Direction:
Scan the data below for the string "recreates". Show every line where it turns up.

** Start Available records **

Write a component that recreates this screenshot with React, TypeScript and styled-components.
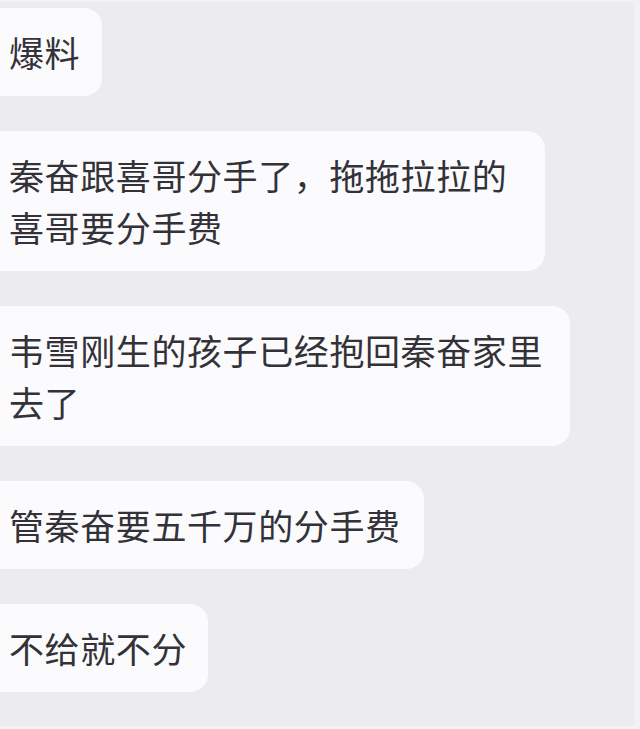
import React from "react";
import styled, { createGlobalStyle } from "styled-components";

const Global = createGlobalStyle`
  html, body { margin: 0; padding: 0; background: #ececef; }
  #root { width: 640px; }
`;

const Page = styled.div`
  box-sizing: border-box;
  width: 640px;
  height: 729px;
  overflow: hidden;
  background: #ececef;
  border-top: 2px solid #f2f2f4;
  border-right: 6px solid #f2f2f4;
  border-bottom: 3px solid #f4f4f6;
  display: flex;
  flex-direction: column;
  align-items: flex-start;
  gap: 35px;
  padding-top: 6px;
  font-family: "Noto Sans CJK SC", "Noto Sans", sans-serif;
`;

const Bubble = styled.div<{ $w: number }>`
  box-sizing: border-box;
  width: ${(p) => p.$w}px;
  background: #fbfbfd;
  border-radius: 0 18px 18px 0;
  padding: 18px 0 18px 9px;
  font-size: 35px;
  letter-spacing: 0.6px;
  line-height: 52px;
  color: #333238;
  white-space: nowrap;
`;

const messages: { w: number; lines: string[] }[] = [
  { w: 102, lines: ["爆料"] },
  { w: 545, lines: ["秦奋跟喜哥分手了，拖拖拉拉的", "喜哥要分手费"] },
  { w: 570, lines: ["韦雪刚生的孩子已经抱回秦奋家里", "去了"] },
  { w: 424, lines: ["管秦奋要五千万的分手费"] },
  { w: 208, lines: ["不给就不分"] },
];

export default function App() {
  return (
    <>
      <Global />
      <Page>
        {messages.map((m, i) => (
          <Bubble key={i} $w={m.w}>
            {m.lines.map((l, j) => (
              <React.Fragment key={j}>
                {j > 0 && <br />}
                {l}
              </React.Fragment>
            ))}
          </Bubble>
        ))}
      </Page>
    </>
  );
}
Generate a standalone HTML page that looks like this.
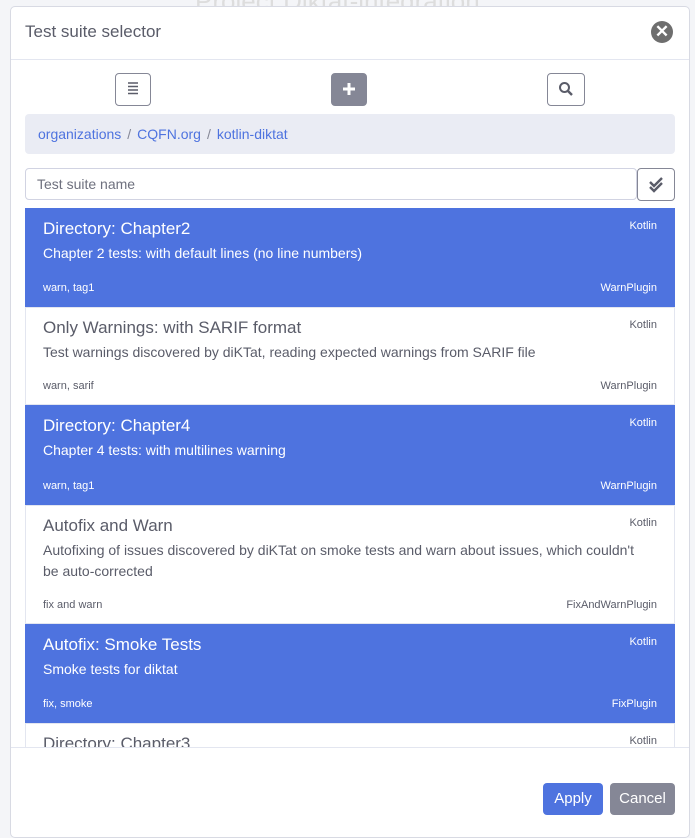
<!DOCTYPE html><html><head><style>
body{margin:0;width:695px;height:827px;overflow:hidden;background:#f4f5f8;font-family:"Liberation Sans",sans-serif;position:relative}
.bgt{position:absolute;left:195px;top:-14px;font-size:26px;color:#ddd}
.modal{position:absolute;left:10px;top:6px;width:678px;height:830px;background:#fff;border:1px solid #d8dae3;border-radius:5px}
.hd{height:52px;border-bottom:1px solid #e3e6f0;position:relative}
.hd span{position:absolute;left:14px;top:15px;font-size:17px;color:#5a5c69}
.x{position:absolute;left:640px;top:14px;width:22px;height:22px;border-radius:50%;background:#6e6e6e;color:#fff;font-size:17px;font-weight:bold;text-align:center;line-height:22px}
.tb{position:absolute;top:66px;width:36px;height:33px;border:1px solid #858796;border-radius:4px;box-sizing:border-box;text-align:center;color:#5a5c69}
.bc{position:absolute;left:14px;top:107px;width:650px;height:40px;background:#eaecf4;border-radius:4px;font-size:14px;color:#4e73df;line-height:40px;padding-left:13px;box-sizing:border-box}
.bc i{font-style:normal;color:#858796;margin:0 6px}
.inp{position:absolute;left:14px;top:161px;width:612px;height:32px;border:1px solid #d1d3e2;border-radius:4px;box-sizing:border-box;font-size:14px;color:#6e707e;padding:7px 11px}
.chk{position:absolute;left:626px;top:161px;width:38px;height:33px;border:1px solid #858796;border-radius:4px;box-sizing:border-box}
.list{position:absolute;left:14px;top:201px;width:650px;height:540px;overflow:hidden}
.it{position:relative;border:1px solid #e3e6f0;box-sizing:border-box;color:#5a5c69;background:#fff}
.it.a{background:#4e73df;color:#fff;border-color:#4e73df}
.t{position:absolute;left:17px;top:10px;font-size:17px}
.d{position:absolute;left:17px;top:34px;font-size:14px;line-height:21px;width:610px}
.k{position:absolute;right:17px;top:11px;font-size:11px}
.tg{position:absolute;left:17px;bottom:12px;font-size:11px}
.pl{position:absolute;right:17px;bottom:12px;font-size:11px}
.ft{position:absolute;left:0;top:740px;width:678px;border-top:1px solid #e3e6f0}
.btn{position:absolute;top:776px;height:32px;border-radius:4px;color:#fff;font-size:15px;line-height:32px;text-align:center}
</style></head><body>
<div class="bgt">Project Diktat-integration</div>
<div class="modal">
<div class="hd"><span>Test suite selector</span><div class="x">✕</div></div>
<div class="tb" style="left:104px"><svg width="16" height="16" viewBox="0 0 16 16" style="margin-top:7px"><path d="M3 2h10M3 5.5h10M3 9h10M3 12.5h10" stroke="#5a5c69" stroke-width="1.6"/></svg></div>
<div class="tb" style="left:320px;background:#858796;border-color:#858796"><svg width="16" height="16" viewBox="0 0 16 16" style="margin-top:7px"><path d="M8 2v12M2 8h12" stroke="#fff" stroke-width="3"/></svg></div>
<div class="tb" style="left:536px;width:38px"><svg width="16" height="16" viewBox="0 0 16 16" style="margin-top:7px"><circle cx="6.5" cy="6.5" r="4.5" fill="none" stroke="#5a5c69" stroke-width="2"/><path d="M10 10l4 4" stroke="#5a5c69" stroke-width="2.4"/></svg></div>
<div class="bc">organizations<i>/</i>CQFN.org<i>/</i>kotlin-diktat</div>
<div class="inp">Test suite name</div>
<div class="chk"><svg width="18" height="16" viewBox="0 0 18 16" style="margin:8px 0 0 10px"><path d="M2 5l4 4 8-8M2 10l4 4 8-8" fill="none" stroke="#5a5c69" stroke-width="2.4"/></svg></div>
<div class="list">
<div class="it a" style="height:99px"><div class="t">Directory: Chapter2</div><div class="k">Kotlin</div><div class="d">Chapter 2 tests: with default lines (no line numbers)</div><div class="tg">warn, tag1</div><div class="pl">WarnPlugin</div></div>
<div class="it" style="height:98px"><div class="t">Only Warnings: with SARIF format</div><div class="k">Kotlin</div><div class="d">Test warnings discovered by diKTat, reading expected warnings from SARIF file</div><div class="tg">warn, sarif</div><div class="pl">WarnPlugin</div></div>
<div class="it a" style="height:100px"><div class="t">Directory: Chapter4</div><div class="k">Kotlin</div><div class="d">Chapter 4 tests: with multilines warning</div><div class="tg">warn, tag1</div><div class="pl">WarnPlugin</div></div>
<div class="it" style="height:119px"><div class="t">Autofix and Warn</div><div class="k">Kotlin</div><div class="d">Autofixing of issues discovered by diKTat on smoke tests and warn about issues, which couldn't be auto-corrected</div><div class="tg">fix and warn</div><div class="pl">FixAndWarnPlugin</div></div>
<div class="it a" style="height:99px"><div class="t">Autofix: Smoke Tests</div><div class="k">Kotlin</div><div class="d">Smoke tests for diktat</div><div class="tg">fix, smoke</div><div class="pl">FixPlugin</div></div>
<div class="it" style="height:99px"><div class="t">Directory: Chapter3</div><div class="k">Kotlin</div></div>
</div>
<div class="ft"></div>
<div class="btn" style="left:532px;width:60px;background:#4e73df">Apply</div>
<div class="btn" style="left:599px;width:65px;background:#858796">Cancel</div>
</div>
</body></html>
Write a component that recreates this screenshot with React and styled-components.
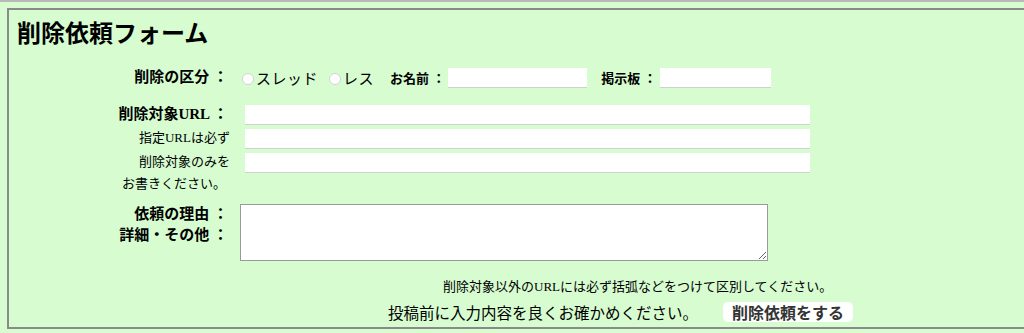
import React from 'react';
import styled, { createGlobalStyle } from 'styled-components';

const GlobalStyle = createGlobalStyle`
  html, body {
    margin: 0;
    padding: 0;
    overflow: hidden;
    background: #d6fcd0;
  }
  body {
    font-family: 'Liberation Serif', 'Noto Sans CJK JP', serif;
    color: #000;
  }
`;

const TopRule = styled.div`
  height: 2px;
  background: #b9b9b9;
`;

const Box = styled.form`
  margin: 6px 0 0 7px;
  width: 1100px;
  height: 317px;
  border: 2px solid #8a8a8a;
  padding: 0;
  box-sizing: content-box;
`;

const Title = styled.h2`
  margin: 8px 0 0 8px;
  font-size: 24px;
  line-height: 32px;
  font-weight: bold;
`;

const Row = styled.div`
  display: flex;
  align-items: ${({ $top }) => ($top ? 'flex-start' : 'center')};
  height: ${({ $h }) => $h}px;
  margin-top: ${({ $mt }) => $mt || 0}px;
`;

const Label = styled.div`
  width: ${({ $w }) => $w || 219}px;
  flex-shrink: 0;
  text-align: right;
  font-weight: ${({ $small }) => ($small ? 'normal' : 'bold')};
  font-size: ${({ $small }) => ($small ? 13 : 15)}px;
  line-height: ${({ $lh }) => $lh || 20}px;
`;

const Radio = styled.input.attrs({ type: 'radio', name: 'kind' })`
  appearance: none;
  width: 12px;
  height: 12px;
  margin: 3px 2px 0 ${({ $ml }) => $ml}px;
  border: 1px solid #d4d4d4;
  border-radius: 50%;
  background: #fff;
  box-sizing: border-box;
`;

const Choice = styled.span`
  font-size: 15px;
  letter-spacing: 0.5px;
`;

const SmallLabel = styled.span`
  font-size: 13px;
  font-weight: bold;
  margin-left: ${({ $ml }) => $ml}px;
  margin-right: 3px;
`;

const TextBox = styled.input.attrs({ type: 'text' })`
  width: ${({ $w }) => $w}px;
  height: 19px;
  margin-left: ${({ $ml }) => $ml || 0}px;
  border: none;
  padding: 0;
  background: #fff;
  box-shadow: 0 1px 0 #d0d0d0;
  outline: none;
`;

const Note = styled.div`
  font-size: 13px;
  line-height: 20px;
  padding-left: ${({ $pl }) => $pl}px;
  margin-top: ${({ $mt }) => $mt || 0}px;
`;

const Reason = styled.textarea`
  width: 528px;
  height: 57px;
  margin: 0 0 0 ${({ $ml }) => $ml}px;
  border: 1px solid #9a9a9a;
  box-sizing: border-box;
  background: #fff;
  resize: both;
`;

const Submit = styled.div`
  display: flex;
  align-items: center;
  height: 22px;
  margin: 4px 0 0 379px;
`;

const Confirm = styled.span`
  font-size: 15.5px;
`;

const Button = styled.button`
  margin-left: 25px;
  height: 20px;
  padding: 0 9px;
  border: none;
  border-radius: 5px;
  background: #fff;
  color: #333;
  font-family: 'Noto Sans CJK JP', sans-serif;
  font-size: 16px;
  font-weight: bold;
  line-height: 20px;
`;

export default function App() {
  return (
    <>
      <GlobalStyle />
      <TopRule />
      <Box>
        <Title>削除依頼フォーム</Title>

        <Row $h={24} $mt={15}>
          <Label>削除の区分 ：</Label>
          <Radio $ml={14} />
          <Choice>スレッド</Choice>
          <Radio $ml={11} />
          <Choice>レス</Choice>
          <SmallLabel $ml={16}>お名前 ：</SmallLabel>
          <TextBox $w={139} />
          <SmallLabel $ml={14}>掲示板 ：</SmallLabel>
          <TextBox $w={111} />
        </Row>

        <Row $h={24} $mt={13}>
          <Label>削除対象URL ：</Label>
          <TextBox $w={565} $ml={17} />
        </Row>
        <Row $h={24}>
          <Label $small $w={221}>指定URLは必ず</Label>
          <TextBox $w={565} $ml={15} />
        </Row>
        <Row $h={24}>
          <Label $small $w={221}>削除対象のみを</Label>
          <TextBox $w={565} $ml={15} />
        </Row>
        <Note $pl={113}>お書きください。</Note>

        <Row $h={57} $mt={10} $top>
          <Label $lh={21}>
            依頼の理由 ：<br />
            詳細・その他 ：
          </Label>
          <Reason $ml={12} />
        </Row>

        <Note $pl={434} $mt={16}>
          削除対象以外のURLには必ず括弧などをつけて区別してください。
        </Note>

        <Submit>
          <Confirm>投稿前に入力内容を良くお確かめください。</Confirm>
          <Button type="button">削除依頼をする</Button>
        </Submit>
      </Box>
    </>
  );
}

** End Available records **

Response:
Write a component that recreates this screenshot with React, TypeScript and styled-components.
Write a component that recreates this screenshot with React and styled-components.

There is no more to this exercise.